Augmenting the Customer Experience with VoC Tools
To humanize the digital experience, you have to know how to listen to your clients. There are many businesses that have started investing in so-called "Voice of the Customer" tools to get a better understanding of their customers' expectations. However, only 33% of marketing specialists surveyed say they use these tools to improve the customer experience, a long way behind A/B tests or personas.
Yes, but what is VoC?
Collecting feedback from users on their experiences, requirements, and expectations is the promise that VoC tools deliver. This behavioral data is a gold mine for companies seeking a more human relationship with their customers.

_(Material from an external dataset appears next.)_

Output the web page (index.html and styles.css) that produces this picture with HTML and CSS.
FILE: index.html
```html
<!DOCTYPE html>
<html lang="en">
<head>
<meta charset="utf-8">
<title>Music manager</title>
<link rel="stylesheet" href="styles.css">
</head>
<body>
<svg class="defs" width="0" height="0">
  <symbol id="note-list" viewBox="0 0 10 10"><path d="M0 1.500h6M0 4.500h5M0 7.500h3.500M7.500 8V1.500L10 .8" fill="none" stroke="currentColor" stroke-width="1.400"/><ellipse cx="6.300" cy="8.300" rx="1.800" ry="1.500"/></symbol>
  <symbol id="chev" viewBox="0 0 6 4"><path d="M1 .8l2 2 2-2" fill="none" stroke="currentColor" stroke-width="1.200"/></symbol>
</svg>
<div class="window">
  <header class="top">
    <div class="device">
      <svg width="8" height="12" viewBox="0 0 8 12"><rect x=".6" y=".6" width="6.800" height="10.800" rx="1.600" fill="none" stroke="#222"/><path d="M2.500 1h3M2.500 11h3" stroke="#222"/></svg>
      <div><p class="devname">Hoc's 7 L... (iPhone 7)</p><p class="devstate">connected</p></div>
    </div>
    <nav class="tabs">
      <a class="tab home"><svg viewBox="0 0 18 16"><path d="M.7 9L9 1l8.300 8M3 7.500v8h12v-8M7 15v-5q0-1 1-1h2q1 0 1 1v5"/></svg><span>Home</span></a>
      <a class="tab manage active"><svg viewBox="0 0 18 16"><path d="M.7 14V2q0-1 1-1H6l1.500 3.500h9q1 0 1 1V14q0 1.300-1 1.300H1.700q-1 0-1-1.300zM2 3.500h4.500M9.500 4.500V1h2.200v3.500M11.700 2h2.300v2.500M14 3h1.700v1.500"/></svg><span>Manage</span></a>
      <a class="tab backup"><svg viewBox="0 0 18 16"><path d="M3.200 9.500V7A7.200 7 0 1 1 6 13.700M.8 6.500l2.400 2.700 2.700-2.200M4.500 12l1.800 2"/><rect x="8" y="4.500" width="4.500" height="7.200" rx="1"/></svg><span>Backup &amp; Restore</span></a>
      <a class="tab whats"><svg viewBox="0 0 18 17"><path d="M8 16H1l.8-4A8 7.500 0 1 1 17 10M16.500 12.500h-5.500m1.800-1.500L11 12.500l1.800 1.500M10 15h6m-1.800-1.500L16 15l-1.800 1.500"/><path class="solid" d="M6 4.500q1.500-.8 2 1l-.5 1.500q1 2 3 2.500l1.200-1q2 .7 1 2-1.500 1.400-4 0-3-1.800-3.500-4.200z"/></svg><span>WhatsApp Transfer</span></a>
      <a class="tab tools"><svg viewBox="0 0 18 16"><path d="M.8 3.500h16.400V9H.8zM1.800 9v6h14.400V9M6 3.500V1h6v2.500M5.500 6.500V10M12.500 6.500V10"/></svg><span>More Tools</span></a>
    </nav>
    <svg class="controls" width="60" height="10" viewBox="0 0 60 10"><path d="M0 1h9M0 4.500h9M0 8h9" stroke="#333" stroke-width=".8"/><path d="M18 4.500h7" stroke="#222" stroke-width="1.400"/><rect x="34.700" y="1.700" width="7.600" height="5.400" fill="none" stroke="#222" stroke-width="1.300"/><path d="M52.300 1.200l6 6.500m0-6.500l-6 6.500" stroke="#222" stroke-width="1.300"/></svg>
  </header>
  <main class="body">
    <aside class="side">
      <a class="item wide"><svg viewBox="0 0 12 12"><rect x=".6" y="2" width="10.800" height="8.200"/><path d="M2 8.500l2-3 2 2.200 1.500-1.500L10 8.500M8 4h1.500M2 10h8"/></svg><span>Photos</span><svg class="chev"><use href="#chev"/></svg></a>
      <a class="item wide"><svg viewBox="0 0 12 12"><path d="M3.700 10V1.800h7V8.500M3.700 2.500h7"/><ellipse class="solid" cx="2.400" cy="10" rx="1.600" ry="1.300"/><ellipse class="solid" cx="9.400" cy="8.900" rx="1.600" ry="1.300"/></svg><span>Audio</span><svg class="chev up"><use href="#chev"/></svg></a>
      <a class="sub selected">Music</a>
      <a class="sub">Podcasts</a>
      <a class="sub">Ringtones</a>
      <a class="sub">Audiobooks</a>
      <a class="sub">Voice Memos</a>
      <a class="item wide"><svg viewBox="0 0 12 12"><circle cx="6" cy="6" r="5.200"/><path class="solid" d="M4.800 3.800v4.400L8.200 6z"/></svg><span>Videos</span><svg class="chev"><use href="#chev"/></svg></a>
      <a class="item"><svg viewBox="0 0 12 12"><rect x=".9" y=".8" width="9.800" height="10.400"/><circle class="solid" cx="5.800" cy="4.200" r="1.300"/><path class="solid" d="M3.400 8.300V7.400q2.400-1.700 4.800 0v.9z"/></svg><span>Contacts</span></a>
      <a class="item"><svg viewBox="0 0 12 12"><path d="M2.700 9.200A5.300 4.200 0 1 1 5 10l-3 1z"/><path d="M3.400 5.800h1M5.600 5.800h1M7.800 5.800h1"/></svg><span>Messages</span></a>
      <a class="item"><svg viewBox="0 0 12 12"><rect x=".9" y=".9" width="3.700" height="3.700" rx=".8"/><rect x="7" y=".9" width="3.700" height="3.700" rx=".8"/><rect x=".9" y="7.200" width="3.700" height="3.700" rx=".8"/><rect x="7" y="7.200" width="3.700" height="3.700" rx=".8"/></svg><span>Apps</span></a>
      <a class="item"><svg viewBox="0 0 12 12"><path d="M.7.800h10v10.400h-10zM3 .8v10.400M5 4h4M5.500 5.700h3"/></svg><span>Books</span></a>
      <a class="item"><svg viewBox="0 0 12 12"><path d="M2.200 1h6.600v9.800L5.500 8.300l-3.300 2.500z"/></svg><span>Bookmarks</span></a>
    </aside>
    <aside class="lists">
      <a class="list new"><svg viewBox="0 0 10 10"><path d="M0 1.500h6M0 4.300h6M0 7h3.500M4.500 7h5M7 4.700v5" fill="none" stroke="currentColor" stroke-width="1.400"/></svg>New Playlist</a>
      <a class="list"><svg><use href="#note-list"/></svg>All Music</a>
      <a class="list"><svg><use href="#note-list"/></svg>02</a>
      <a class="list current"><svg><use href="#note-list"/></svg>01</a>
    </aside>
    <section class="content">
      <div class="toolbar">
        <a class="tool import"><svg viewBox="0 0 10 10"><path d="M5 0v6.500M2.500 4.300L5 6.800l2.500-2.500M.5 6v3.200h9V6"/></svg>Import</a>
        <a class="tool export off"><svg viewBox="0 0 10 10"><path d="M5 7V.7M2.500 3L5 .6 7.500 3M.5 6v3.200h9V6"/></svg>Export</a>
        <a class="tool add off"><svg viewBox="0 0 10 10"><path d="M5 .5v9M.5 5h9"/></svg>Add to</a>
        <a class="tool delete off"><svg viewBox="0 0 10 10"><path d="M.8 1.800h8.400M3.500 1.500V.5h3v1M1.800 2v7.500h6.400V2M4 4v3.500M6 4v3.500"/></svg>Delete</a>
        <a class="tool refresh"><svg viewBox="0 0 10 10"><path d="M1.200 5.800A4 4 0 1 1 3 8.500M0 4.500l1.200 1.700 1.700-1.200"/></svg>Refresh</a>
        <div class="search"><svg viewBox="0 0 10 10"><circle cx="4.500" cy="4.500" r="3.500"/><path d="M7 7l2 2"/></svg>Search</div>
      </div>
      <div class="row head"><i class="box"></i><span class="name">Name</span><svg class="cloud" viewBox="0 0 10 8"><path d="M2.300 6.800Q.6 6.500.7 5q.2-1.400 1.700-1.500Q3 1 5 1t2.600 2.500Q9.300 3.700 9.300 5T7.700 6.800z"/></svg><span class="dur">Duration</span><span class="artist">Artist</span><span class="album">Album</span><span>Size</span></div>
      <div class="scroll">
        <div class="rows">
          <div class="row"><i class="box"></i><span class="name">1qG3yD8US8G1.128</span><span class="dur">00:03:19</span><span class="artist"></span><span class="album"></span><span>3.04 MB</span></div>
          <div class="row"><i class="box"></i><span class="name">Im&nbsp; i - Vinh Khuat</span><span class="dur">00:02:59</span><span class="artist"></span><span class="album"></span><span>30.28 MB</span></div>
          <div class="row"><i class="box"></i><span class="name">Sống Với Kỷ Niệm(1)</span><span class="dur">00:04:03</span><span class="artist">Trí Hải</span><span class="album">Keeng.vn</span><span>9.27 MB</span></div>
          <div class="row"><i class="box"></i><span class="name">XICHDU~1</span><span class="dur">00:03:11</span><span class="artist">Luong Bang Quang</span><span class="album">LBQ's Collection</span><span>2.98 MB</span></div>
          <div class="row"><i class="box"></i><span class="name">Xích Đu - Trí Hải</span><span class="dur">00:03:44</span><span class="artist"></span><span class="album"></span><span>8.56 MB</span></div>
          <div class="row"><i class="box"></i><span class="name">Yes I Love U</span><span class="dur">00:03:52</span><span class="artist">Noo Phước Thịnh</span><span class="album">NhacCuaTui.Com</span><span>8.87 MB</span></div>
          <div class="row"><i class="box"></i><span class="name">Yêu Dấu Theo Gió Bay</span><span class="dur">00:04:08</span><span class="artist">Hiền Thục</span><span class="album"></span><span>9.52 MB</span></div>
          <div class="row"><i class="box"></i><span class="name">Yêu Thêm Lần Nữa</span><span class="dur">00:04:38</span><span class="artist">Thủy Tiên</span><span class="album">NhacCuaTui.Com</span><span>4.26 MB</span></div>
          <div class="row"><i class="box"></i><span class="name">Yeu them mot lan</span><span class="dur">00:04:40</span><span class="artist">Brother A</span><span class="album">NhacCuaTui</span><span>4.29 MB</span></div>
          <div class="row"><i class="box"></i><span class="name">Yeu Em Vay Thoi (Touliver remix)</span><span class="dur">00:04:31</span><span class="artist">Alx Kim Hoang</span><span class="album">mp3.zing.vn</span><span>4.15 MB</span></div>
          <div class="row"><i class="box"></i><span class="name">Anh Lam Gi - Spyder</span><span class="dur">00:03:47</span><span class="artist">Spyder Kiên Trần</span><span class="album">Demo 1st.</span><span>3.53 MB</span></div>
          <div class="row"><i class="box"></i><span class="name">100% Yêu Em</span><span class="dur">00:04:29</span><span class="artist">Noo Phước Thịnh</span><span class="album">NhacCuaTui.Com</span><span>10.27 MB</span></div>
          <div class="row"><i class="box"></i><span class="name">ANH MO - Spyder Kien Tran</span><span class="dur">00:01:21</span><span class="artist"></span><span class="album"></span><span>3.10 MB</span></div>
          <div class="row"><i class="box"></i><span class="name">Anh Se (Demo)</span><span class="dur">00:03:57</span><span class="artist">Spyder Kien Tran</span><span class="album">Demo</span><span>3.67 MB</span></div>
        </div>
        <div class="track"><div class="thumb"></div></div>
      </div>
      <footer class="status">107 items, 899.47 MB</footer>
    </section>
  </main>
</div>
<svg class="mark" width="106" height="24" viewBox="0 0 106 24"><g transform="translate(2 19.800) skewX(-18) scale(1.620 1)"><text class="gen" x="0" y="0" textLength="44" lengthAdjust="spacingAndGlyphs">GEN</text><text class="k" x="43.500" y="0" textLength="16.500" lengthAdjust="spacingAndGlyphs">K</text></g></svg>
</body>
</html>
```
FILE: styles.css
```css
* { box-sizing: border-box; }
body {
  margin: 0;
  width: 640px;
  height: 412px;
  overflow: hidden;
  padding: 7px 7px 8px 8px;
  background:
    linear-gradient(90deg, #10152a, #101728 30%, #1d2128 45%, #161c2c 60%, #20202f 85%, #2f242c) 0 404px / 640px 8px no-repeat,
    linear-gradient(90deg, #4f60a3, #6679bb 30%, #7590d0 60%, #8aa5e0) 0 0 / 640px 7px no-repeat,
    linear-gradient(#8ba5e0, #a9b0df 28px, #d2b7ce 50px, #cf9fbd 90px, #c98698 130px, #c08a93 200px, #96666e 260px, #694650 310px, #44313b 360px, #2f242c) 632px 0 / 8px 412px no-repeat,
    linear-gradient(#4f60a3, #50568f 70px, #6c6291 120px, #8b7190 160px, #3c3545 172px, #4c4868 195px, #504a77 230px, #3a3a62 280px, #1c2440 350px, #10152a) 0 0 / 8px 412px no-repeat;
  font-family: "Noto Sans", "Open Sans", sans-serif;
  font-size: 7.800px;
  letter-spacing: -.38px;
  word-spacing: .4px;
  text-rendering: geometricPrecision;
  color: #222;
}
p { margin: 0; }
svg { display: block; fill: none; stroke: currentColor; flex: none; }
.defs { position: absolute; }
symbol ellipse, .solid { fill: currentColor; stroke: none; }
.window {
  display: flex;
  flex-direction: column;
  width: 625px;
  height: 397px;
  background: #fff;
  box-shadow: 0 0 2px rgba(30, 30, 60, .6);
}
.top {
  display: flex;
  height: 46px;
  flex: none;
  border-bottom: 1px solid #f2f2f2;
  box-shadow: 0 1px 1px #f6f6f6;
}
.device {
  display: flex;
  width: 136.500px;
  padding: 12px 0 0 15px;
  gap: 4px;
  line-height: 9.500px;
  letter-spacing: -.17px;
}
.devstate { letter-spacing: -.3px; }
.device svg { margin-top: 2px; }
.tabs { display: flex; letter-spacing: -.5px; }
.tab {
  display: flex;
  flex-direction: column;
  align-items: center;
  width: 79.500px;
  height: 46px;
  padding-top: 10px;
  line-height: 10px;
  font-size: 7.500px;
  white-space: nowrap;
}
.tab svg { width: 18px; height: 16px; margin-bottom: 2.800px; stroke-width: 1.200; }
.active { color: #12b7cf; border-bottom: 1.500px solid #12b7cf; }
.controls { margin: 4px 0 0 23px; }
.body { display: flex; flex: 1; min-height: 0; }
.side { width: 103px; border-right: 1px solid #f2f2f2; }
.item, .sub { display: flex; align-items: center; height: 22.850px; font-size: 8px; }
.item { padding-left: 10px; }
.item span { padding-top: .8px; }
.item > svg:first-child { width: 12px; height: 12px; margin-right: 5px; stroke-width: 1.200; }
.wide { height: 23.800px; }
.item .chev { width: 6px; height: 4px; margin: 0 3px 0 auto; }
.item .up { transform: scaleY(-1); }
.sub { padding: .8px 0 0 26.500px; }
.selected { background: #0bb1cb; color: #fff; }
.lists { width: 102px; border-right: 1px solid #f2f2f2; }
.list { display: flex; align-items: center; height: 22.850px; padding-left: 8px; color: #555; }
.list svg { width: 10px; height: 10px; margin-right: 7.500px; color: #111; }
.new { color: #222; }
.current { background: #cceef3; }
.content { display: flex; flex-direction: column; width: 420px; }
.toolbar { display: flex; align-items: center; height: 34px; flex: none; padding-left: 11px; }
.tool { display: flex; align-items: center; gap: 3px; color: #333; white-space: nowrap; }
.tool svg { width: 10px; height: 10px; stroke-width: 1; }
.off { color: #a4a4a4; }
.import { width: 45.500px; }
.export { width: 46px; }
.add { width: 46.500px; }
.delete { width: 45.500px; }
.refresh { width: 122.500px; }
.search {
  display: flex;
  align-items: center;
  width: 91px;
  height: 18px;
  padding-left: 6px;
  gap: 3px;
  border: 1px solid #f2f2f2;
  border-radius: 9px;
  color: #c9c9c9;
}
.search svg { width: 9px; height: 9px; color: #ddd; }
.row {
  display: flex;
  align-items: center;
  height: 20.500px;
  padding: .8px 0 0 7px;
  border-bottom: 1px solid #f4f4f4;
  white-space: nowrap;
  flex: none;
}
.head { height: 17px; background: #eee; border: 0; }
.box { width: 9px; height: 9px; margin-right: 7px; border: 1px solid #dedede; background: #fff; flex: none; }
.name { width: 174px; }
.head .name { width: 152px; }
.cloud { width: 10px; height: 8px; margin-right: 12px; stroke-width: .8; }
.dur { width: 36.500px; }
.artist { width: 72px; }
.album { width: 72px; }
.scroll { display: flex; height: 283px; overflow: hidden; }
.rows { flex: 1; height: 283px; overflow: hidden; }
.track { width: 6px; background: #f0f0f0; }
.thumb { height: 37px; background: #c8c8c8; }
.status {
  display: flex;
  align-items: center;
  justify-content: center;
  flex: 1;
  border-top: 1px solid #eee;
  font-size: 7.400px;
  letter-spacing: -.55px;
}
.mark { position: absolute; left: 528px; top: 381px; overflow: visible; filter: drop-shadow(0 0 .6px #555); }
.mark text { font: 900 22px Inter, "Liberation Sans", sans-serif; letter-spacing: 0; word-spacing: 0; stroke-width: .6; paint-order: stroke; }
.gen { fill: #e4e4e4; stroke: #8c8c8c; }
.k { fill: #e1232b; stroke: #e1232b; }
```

Several types of feedback can be processed and all of them serve a purpose, such as:
- Explicit, navigation-related feedback collected directly by companies,
- Feedback posted on forums where users can express themselves freely,
- Or customer journey data.
There are so many sources for feedback for you to leverage. Just remember that your customers want to express themselves and it's our duty to listen to them.
The power of "Voice of the Customer"
The power to explain:
Analytics and UX analytics tools provide the first layer of user insight, but customer feedback can explain the specific frustration points that your visitors encounter. For example, a page's bounce rate will alert teams to a potential problem, but customer feedback can explicitly explain why a specific on-page element may have been an obstacle to a purchase.
The power to prevent:
Imagine that a company has set up a satisfaction score. Depending on how the site changes, this score may vary. Feedback will play a crucial role in helping you understand why a customer scored you the way they did. If satisfaction scores decrease, feedback can shed light on the precise reason for this change, empowering your teams to prioritize what they need to do next.
The power to predict:
Your customers are on your side! They will be happy to tell you all their ideas for improving your digital experience, but it’s up to you to take advantage of this and listen. You need to adapt your offerings to meet their expectations and optimize satisfaction levels and conversion rates.
VoC tools can offer many benefits like improving the customer experience, managing risk, and optimizing conversions. So why are companies still not using these tools? Collecting feedback is one thing but, without a defined strategy, these tools can be costly as they require resources to generate quantifiable, actionable insights.
Quantitative vs qualitative: the same goal
In a world where we ask ourselves what (data) but rarely why (research), can we say that we really know our customers' expectations? Marrying the two approaches makes it possible to gain customer knowledge that is both overarching and precise.
Many solutions make it easy to connect these two concepts by integrating the VoC tools' solution with their own. When we can replay a dissatisfied user's session or identify a friction point, we can now quantify a feeling, making it even more explicit and, ultimately, more human.